The weekend of events will take place from Friday 7 June to Sunday 9 June at the IOSAS Centre in Lenamore, Muff, Co Donegal. It will be launched by Archbishop Eamon Martin of Armagh.

According to Columban priest, Fr Hugh Mac Mahon, who spent thirty years in South Korea before spending another fifteen years in Hong Kong, there are over 1,600 Irish missionaries around the world currently.

Having returned home to Ireland last September, Fr Mac Mahon is now Executive Secretary of the Irish Missionary Union, an umbrella body for 83 missionary orders who have members in 84 countries.

He said the new centre just off Pearse Street in Dublin had been launched in the heart of the capital in order to engage with the many people for whom mission means nothing.

“We want to get talking to more people. Many have very old fashioned ideas about mission and missionaries and we have to get out and show a new vision.”

He said that in June and July the centre plans to host speakers on Monday evenings who will talk about the Latin American Church as well as the Asian and the African Churches. “It will be a sharing where people can learn about what those Churches think they have to offer the world and to Ireland.”
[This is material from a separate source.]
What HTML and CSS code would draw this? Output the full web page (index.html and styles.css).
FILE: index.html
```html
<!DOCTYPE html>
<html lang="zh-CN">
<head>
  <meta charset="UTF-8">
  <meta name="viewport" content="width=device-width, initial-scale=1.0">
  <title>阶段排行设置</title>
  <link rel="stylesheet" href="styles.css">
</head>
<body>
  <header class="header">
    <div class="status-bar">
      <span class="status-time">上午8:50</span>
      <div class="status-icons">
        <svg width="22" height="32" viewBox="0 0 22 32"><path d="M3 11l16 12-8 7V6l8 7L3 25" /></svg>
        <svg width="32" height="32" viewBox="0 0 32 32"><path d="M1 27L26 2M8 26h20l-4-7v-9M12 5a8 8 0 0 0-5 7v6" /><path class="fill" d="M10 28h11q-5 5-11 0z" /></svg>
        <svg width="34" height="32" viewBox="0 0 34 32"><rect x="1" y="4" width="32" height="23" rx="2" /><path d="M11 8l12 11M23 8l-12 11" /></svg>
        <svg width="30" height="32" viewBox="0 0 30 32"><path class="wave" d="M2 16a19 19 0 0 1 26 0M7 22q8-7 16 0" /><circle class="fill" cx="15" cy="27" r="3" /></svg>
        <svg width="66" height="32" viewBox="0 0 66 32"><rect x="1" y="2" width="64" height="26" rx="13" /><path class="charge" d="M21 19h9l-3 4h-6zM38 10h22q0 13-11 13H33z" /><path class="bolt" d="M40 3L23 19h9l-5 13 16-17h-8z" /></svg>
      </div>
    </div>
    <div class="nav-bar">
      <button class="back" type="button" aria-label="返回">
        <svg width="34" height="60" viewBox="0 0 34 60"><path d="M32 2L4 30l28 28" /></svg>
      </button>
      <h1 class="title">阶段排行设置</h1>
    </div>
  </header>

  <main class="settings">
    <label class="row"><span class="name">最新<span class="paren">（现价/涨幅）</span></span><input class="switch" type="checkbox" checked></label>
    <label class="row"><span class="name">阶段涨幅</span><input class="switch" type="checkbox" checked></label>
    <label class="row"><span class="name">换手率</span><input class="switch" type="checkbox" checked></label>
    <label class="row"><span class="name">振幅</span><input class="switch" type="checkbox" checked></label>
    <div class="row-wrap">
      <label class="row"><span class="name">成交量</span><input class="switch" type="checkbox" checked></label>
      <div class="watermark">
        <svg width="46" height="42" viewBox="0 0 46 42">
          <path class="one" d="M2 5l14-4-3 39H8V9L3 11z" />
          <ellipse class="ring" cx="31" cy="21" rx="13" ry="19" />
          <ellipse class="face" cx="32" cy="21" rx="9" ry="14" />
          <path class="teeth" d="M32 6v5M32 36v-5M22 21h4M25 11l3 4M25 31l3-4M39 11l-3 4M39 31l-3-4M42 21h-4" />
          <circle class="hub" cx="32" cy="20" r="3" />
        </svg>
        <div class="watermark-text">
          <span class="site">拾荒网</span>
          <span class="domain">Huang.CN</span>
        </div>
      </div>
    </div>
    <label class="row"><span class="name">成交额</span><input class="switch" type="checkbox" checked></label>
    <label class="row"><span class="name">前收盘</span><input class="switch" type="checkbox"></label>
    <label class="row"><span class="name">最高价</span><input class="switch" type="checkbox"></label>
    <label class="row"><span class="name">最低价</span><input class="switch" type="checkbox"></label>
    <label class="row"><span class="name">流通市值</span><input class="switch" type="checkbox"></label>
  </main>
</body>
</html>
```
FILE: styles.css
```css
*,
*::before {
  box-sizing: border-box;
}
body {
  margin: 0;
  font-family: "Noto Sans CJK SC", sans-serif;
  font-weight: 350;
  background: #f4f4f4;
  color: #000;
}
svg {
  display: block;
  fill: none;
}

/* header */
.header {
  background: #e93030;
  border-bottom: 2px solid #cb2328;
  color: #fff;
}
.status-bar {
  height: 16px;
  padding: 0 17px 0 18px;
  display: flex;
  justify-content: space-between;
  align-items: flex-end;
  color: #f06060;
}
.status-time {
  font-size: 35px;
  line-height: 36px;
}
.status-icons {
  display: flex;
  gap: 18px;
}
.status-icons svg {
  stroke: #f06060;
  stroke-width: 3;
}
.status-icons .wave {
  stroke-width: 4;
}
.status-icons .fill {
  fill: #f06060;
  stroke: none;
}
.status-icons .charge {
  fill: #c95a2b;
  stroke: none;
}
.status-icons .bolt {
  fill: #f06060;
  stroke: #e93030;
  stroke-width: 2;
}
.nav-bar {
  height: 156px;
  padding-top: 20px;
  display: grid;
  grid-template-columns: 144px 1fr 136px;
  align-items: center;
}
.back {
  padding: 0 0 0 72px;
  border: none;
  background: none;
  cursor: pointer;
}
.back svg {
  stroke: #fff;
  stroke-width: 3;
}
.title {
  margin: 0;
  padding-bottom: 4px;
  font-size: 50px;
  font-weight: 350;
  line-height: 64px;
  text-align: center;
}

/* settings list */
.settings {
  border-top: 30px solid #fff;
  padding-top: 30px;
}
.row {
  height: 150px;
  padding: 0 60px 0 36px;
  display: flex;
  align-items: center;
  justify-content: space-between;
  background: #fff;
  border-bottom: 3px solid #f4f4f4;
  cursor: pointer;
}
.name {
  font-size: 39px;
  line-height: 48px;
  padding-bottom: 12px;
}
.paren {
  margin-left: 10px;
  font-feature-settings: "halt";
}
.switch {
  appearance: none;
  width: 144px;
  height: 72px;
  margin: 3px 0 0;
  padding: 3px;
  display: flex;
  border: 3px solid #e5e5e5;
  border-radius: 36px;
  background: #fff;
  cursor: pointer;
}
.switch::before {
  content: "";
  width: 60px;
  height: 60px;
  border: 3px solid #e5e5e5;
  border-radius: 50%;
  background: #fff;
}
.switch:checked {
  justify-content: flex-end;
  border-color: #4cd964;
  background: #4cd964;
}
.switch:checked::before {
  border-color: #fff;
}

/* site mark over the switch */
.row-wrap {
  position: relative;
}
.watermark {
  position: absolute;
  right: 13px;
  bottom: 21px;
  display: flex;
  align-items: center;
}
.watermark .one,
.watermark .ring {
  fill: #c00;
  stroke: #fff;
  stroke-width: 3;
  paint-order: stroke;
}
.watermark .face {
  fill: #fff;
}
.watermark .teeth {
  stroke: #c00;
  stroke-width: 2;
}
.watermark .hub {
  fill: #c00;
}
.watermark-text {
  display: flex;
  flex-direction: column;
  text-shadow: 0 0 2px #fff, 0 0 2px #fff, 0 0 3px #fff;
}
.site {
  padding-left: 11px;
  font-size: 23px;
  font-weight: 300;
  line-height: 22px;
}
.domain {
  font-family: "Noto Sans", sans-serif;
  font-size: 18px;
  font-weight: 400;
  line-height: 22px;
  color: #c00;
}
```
Currently the new missionary centre houses a permanent exhibition titled ‘1500 Years of Irish Mission’ while another temporary exhibition displays letters sent by Irish missionary, Bishop Edward Galvin from China between 1912-1916 to his family and friends before he returned to Ireland to set up the Columban Order or the Maynooth Mission to China, as it was known then, in 1918.

Speaking about the permanent exhibition, Fr Mac Mahon, who is a brother of Vincentian Sister, Bernadette Mac Mahon, said ‘1500 Years of Irish Mission’ is divided into five eras. It asks the questions of each era:  Who went – what did they do – where did they go – why did they do it – and what did they achieve?

“There was a time when Ireland was a mission country officially”, Fr Mac Mahon noted. “The Vatican saw Ireland as a mission country during Penal times when priests who were studying in Europe came back to Ireland to work here.”

He added, “During my research that was one of the interesting things that came up was how mission changes over the years.”

Speaking of the changing context today, he said that two of the IMU’s member groups were lay mission groups, Viatores Christi and Volunteer Missionary Movement.

“It is easy to say the laity will be the centre of mission in the future but that is actually revolutionary in many ways because the Catholic Church isn’t currently set up to accommodate that. A lot of the other Christian Churches are. It is easy for them to send trained people overseas because they can come back and be absorbed into the system.”

He suggested that the Catholic Church had yet to grapple with how to integrate lay missionaries’ needs into the missionary endeavour.